Bare yet full, is the exact feeling I have at this moment.
We sold our couch today, and that’s just the icing on the top. It has been a slope on-ways to our departure date, a slope of selling everything we have and prepping ourselves for everything we need. We have our two lawn chairs in our living room as our only furniture. We have our TV on the floor along with our mattress on our floor. We have nothing hanging on the walls, nothing sprucing it up and just carpet to see and feel. Anyone could define this as broke, en route to being homeless or they could call it bare. We do not have out colorful paintings on the walls and our little hints of greens, yellows and oranges spicing up your eyes anymore along with no couch to observe it on. I can continue with saying what we do not have, but I would rather not.
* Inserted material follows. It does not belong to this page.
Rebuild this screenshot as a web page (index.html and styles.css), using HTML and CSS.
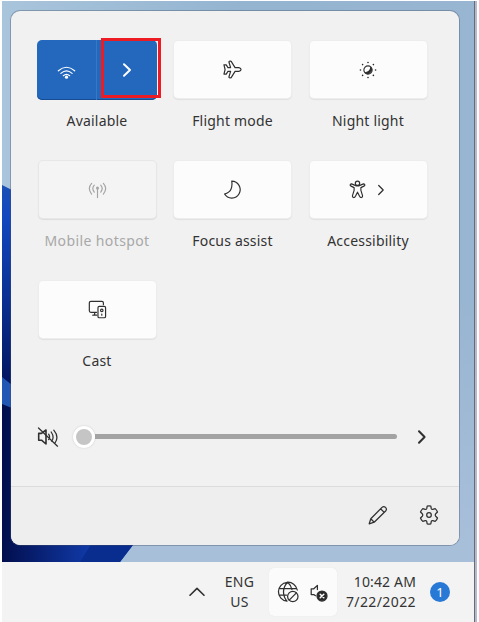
FILE: index.html
```html
<!DOCTYPE html>
<html lang="en">
<head>
<meta charset="utf-8">
<title>Quick settings</title>
<link rel="stylesheet" href="styles.css">
</head>
<body>
<div class="screen">
  <main class="desktop">
    <svg class="wallpaper" viewBox="0 0 472 561" preserveAspectRatio="none" aria-hidden="true">
      <defs>
        <linearGradient id="sky" x1="0" y1="0" x2="1" y2="0"><stop offset="0" stop-color="#a9c5dc"/><stop offset=".5" stop-color="#94b4d0"/><stop offset="1" stop-color="#98b5d1"/></linearGradient>
        <linearGradient id="low" x1="0" y1="300" x2="0" y2="545" gradientUnits="userSpaceOnUse"><stop offset="0" stop-color="#a8bfda" stop-opacity="0"/><stop offset="1" stop-color="#a8bfda"/></linearGradient>
        <linearGradient id="petal" x1="0" y1="184" x2="0" y2="385" gradientUnits="userSpaceOnUse"><stop offset="0" stop-color="#1b50b4"/><stop offset=".15" stop-color="#1348c0"/><stop offset=".5" stop-color="#0b3499"/><stop offset="1" stop-color="#021560"/></linearGradient>
        <linearGradient id="base" x1="0" y1="0" x2="100" y2="0" gradientUnits="userSpaceOnUse"><stop offset="0" stop-color="#020e4d"/><stop offset="1" stop-color="#1240b4"/></linearGradient>
      </defs>
      <rect width="472" height="561" fill="url(#sky)"/>
      <rect y="300" width="472" height="261" fill="url(#low)"/>
      <path d="M0 184 L10 189 V400 H0Z" fill="url(#petal)"/>
      <path d="M0 376 L10 384 V410 H0Z" fill="#2258b4"/>
      <path d="M0 403 L10 407 V540 H134 L118 561 H0Z" fill="url(#base)"/>
      <path d="M91 540 H134 L118 561 H78Z" fill="#092d8e"/>
    </svg>

    <section class="panel">
      <div class="tiles">
        <div class="cell">
          <div class="tile split">
            <div class="half first">
              <svg width="19" height="15" viewBox="0 0 20 16" class="light"><path d="M1.3 6.2Q10-1.4 18.7 6.2M4 8.9Q10 3.6 16 8.9M6.6 11.4Q10 8.4 13.4 11.4"/><circle cx="10" cy="13" r="1.7" class="dot"/></svg>
            </div>
            <div class="half second">
              <svg width="10" height="16" viewBox="0 0 10 16" class="light bold"><path d="M2 2.2 8 8 2 13.8"/></svg>
            </div>
          </div>
          <div class="label available">Available</div>
        </div>
        <div class="cell">
          <div class="tile">
            <svg width="19" height="19" viewBox="0 0 20 20"><path d="M1 5.2H3.4L5.2 8H8L6.3 2.4Q6 1 7.6 1.2L8.6 1.4 12.7 8H16.7Q19 8.5 19 10T16.7 12H12.7L8.6 18.6 7.6 18.8Q6 19 6.3 17.6L8 12H5.2L3.4 14.8H1L2.2 10Z"/></svg>
          </div>
          <div class="label">Flight mode</div>
        </div>
        <div class="cell">
          <div class="tile">
            <svg width="18" height="18" viewBox="0 0 20 20"><circle cx="10" cy="10" r="4.6"/><path d="M13 7Q13 12 7 13A4.3 4.3 0 0 0 13 7Z" class="solid"/><g class="solid noline"><circle cx="10" cy="1.6" r=".9"/><circle cx="10" cy="18.4" r=".9"/><circle cx="1.6" cy="10" r=".9"/><circle cx="18.4" cy="10" r=".9"/><circle cx="4" cy="4" r=".9"/><circle cx="16" cy="4" r=".9"/><circle cx="4" cy="16" r=".9"/><circle cx="16" cy="16" r=".9"/></g></svg>
          </div>
          <div class="label">Night light</div>
        </div>
        <div class="cell off">
          <div class="tile">
            <svg width="19" height="19" viewBox="0 0 20 20"><path d="M3.8 3.5Q-1 9 3.8 14.8M16.2 3.5Q21 9 16.2 14.8M6.6 5.4Q3.5 9 6.6 12.8M13.4 5.4Q16.5 9 13.4 12.8M10 9V18.5"/><circle cx="10" cy="8.5" r="1.6" class="dot"/></svg>
          </div>
          <div class="label hotspot">Mobile hotspot</div>
        </div>
        <div class="cell">
          <div class="tile">
            <svg width="19" height="19" viewBox="0 0 20 20"><path d="M9.2 1.2A8.9 8.9 0 1 1 1.6 14.8Q6.8 13.4 8.4 9.8Q10 6 9.2 1.2Z"/></svg>
          </div>
          <div class="label">Focus assist</div>
        </div>
        <div class="cell">
          <div class="tile pair">
            <svg width="17" height="19" viewBox="0 0 18 20"><circle cx="9" cy="3.4" r="2.3"/><path d="M6.5 5.6 2.7 4Q1.3 3.9 1.2 5.2 1.2 6 2.2 6.4L5.4 8V11L3.6 16.8Q3.4 18.1 4.8 18.5 6.2 18.6 6.7 17.3L9 12.8 11.3 17.3Q11.8 18.6 13.2 18.5 14.6 18.1 14.4 16.8L12.6 11V8L15.8 6.4Q16.8 6 16.8 5.2 16.7 3.9 15.3 4L11.5 5.6Q9 6.7 6.5 5.6Z"/></svg>
            <svg width="8" height="12" viewBox="0 0 8 12"><path d="M1.7 1.5 6.2 6 1.7 10.5"/></svg>
          </div>
          <div class="label">Accessibility</div>
        </div>
        <div class="cell">
          <div class="tile">
            <svg width="19" height="19" viewBox="0 0 20 20"><path d="M9 13H3Q1.4 13 1.4 11.4V3Q1.4 1.5 3 1.5H14.6Q16.2 1.5 16.2 3V5M7 13V15.7M5 16H9.3"/><rect x="10.5" y="6.7" width="8" height="12" rx="1.4"/><circle cx="14.5" cy="11" r="1.3"/><path d="M14.5 14.8V16"/></svg>
          </div>
          <div class="label">Cast</div>
        </div>
      </div>

      <div class="volume">
        <svg width="22" height="22" viewBox="0 0 22 22"><path d="M1.7 7.4H4.5L9 4V18L4.5 14.2H1.7Z" class="horn"/><path d="M1.5 2 20.5 20.2M11.6 8.2Q13.6 11 11.6 13.6M14.2 6Q17.6 11 14.8 15.4M16.8 4.2Q22.4 10.8 18 17"/></svg>
        <div class="slider"><div class="thumb"></div><div class="track"></div></div>
        <svg width="10" height="16" viewBox="0 0 10 16" class="bold"><path d="M2 2.2 7.6 8 2 13.8"/></svg>
      </div>

      <footer class="actions">
        <svg width="20" height="20" viewBox="0 0 20 20"><path d="M1.2 18.8 2.8 13.8 14 2.4Q15.8.7 17.5 2.4 19.3 4.2 17.6 6L6.2 17.2ZM12.6 3.8 16.2 7.4M2.8 13.8 6.2 17.2"/></svg>
        <svg width="20" height="20" viewBox="0 0 20 20"><path d="M8.2 1.2Q10 .7 11.8 1.2L12.3 3.7Q12.7 4.6 13.8 4.4L16.2 3.6Q17.8 5 18.5 7L16.7 8.8Q15.8 10 16.7 11.2L18.5 13Q17.8 15 16.2 16.4L13.8 15.6Q12.7 15.4 12.3 16.3L11.8 18.8Q10 19.3 8.2 18.8L7.7 16.3Q7.3 15.4 6.2 15.6L3.8 16.4Q2.2 15 1.5 13L3.3 11.2Q4.2 10 3.3 8.8L1.5 7Q2.2 5 3.8 3.6L6.2 4.4Q7.3 4.6 7.7 3.7Z"/><circle cx="10" cy="10" r="2.3"/></svg>
      </footer>
      <div class="highlight"></div>
    </section>
  </main>

  <nav class="taskbar">
    <svg class="overflow" width="16" height="10" viewBox="0 0 16 10"><path d="M1 8.2 8 1.4 15 8.2"/></svg>
    <div class="lang">ENG<br>US</div>
    <div class="tray">
      <svg width="22" height="22" viewBox="0 0 22 22"><path d="M10 20.2A9.5 9.5 0 1 1 20.3 9M10 20.2Q6.5 16 6.5 10.7T10.7 1.2Q14.2 4.3 14.9 8.5M2 7.5H19.6M2 14H9.5"/><circle cx="15.8" cy="15.5" r="5.2"/><path d="M12.2 19.1 19.4 11.9"/></svg>
      <svg width="20" height="20" viewBox="0 0 20 20"><path d="M6.5 13.7 4.8 12.5H2.2V6.8H4.8L8.4 3.4V7.6"/><circle cx="13" cy="14" r="5" class="dark"/><path d="M11.2 12.2 14.8 15.8M14.8 12.2 11.2 15.8" class="light cross"/></svg>
    </div>
    <div class="clock"><div class="time">10:42 AM</div><div class="date">7/22/2022</div></div>
    <div class="badge">1</div>
  </nav>
</div>
</body>
</html>
```
FILE: styles.css
```css
* { box-sizing: border-box; }
html, body { margin: 0; height: 100%; }
body { overflow: hidden; background: #fff; font: 14px/20px "Noto Sans", "Open Sans", sans-serif; color: #333; }
svg { display: block; flex: none; fill: none; stroke: #303030; stroke-width: 1.25; stroke-linecap: round; stroke-linejoin: round; }
.solid, .dark { fill: #292929; }
.noline { stroke: none; }
.light { stroke: #fff; }
.light .dot { fill: #fff; stroke: none; }
.bold { stroke-width: 2; }
.horn { stroke-width: 1.6; }
.cross { stroke-width: 1.5; }

.screen { margin: 1px 0 0 2px; width: 475px; height: 621px; border-right: 2px solid #b7b8c8; box-shadow: inset -1px 0 #666b78; display: flex; flex-direction: column; }
.desktop { position: relative; width: 472px; height: 561px; padding: 10px 13px 0 9px; }
.wallpaper { position: absolute; left: 0; top: 0; width: 472px; height: 561px; stroke: none; }
.panel { position: relative; width: 448px; height: 534px; border-radius: 9px; background: #f1f1f1; overflow: hidden; box-shadow: 0 0 0 1px rgba(65, 80, 100, .38); display: flex; flex-direction: column; }

.tiles { padding: 29px 0 0 27px; display: grid; grid-template-columns: repeat(3, 118px); grid-auto-rows: 120px; column-gap: 17.5px; height: 389px; }
.cell { display: flex; flex-direction: column; align-items: center; }
.tile { width: 117px; height: 57px; margin-top: 1px; border-radius: 4px; background: #fcfcfc; box-shadow: 0 0 0 1px #ededed, 0 1px 1px 1px #e0e0e0; display: flex; align-items: center; justify-content: center; }
.tile.pair { gap: 11px; padding-right: 2px; }
.label { margin-top: 13px; white-space: nowrap; letter-spacing: .2px; }
.off .tile { background: #f4f4f4; box-shadow: 0 0 0 1px #e7e7e7, 0 1px 1px 1px #dcdcdc; }
.off .label { color: #a8a8a8; }
.hotspot { letter-spacing: .4px; }
.off svg { stroke: #a5a5a5; }
.off .dot { fill: #a5a5a5; stroke: none; }
.split { width: 120px; height: 60px; margin-top: 0; border-radius: 5px; background: #2468be; box-shadow: inset 0 -1px #174c92; overflow: hidden; }
.split + .label { margin-top: 11px; }
.half { display: flex; align-items: center; justify-content: center; height: 100%; }
.first { width: 60px; border-right: 1px solid #3677c7; padding-top: 4px; }
.second { width: 60px; }

.volume { height: 86px; padding: 0 31px 13px 26px; display: flex; align-items: center; }
.slider { width: 324px; margin: 0 20px 0 14px; display: flex; align-items: center; }
.thumb { width: 22px; height: 22px; border-radius: 50%; border: 3px solid #fff; background: #c5c5c5; box-shadow: 0 0 2px #c8c8c8; }
.track { flex: 1; height: 5px; border-radius: 0 3px 3px 0; background: #a3a3a3; }
.actions { height: 59px; border-top: 1px solid #dcdcdc; background: #eee; display: flex; align-items: center; justify-content: flex-end; gap: 31px; padding: 0 20px 3px 0; }
.highlight { position: absolute; left: 90px; top: 27px; width: 60px; height: 60px; border: 3px solid #ed1c24; }

.taskbar { width: 472px; height: 60px; background: #f3f3f3; display: flex; align-items: center; }
.overflow { margin-left: 187px; stroke-width: 1.6; }
.lang { width: 33px; margin-left: 18px; text-align: center; line-height: 20px; white-space: nowrap; letter-spacing: .3px; }
.tray { width: 68px; height: 48px; margin-left: 13px; border-radius: 5px; background: #fbfbfb; box-shadow: 0 0 1px #ddd; display: flex; align-items: center; gap: 10px; padding-left: 8px; }
.clock { width: 71px; margin-left: 8px; text-align: right; line-height: 20px; white-space: nowrap; }
.time { letter-spacing: .15px; }
.date { letter-spacing: .4px; }
.badge { width: 20px; height: 20px; margin-left: 14px; border-radius: 50%; background: #2878d6; color: #fff; text-align: center; font-size: 13px; line-height: 20px; }
```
I have 2 weeks till we leave, just 14 days till we embark on the journey of a lifetime. We do have this room that appears to be “bare” to the normal naked eye. But this room is far from bare, the love and faith radiating from the walls is powerful. Our anxiety and our little splashes of fear is growing like vines out of the ceilings. Our smiles and our laughs are blossoming from the floors. This apartment is where we made final decisions to go to Europe. This pastel green lawn chair is where I sat nervously yet confident the day I proposed to Jessica. These four walls have witnessed our love, our decisions and our drive to evolve as human beings. It is so full of happiness that if you closed your eyes, you would feel content ripple in every part of your body and every part of your soul. It is far from bare, it is remarkably full.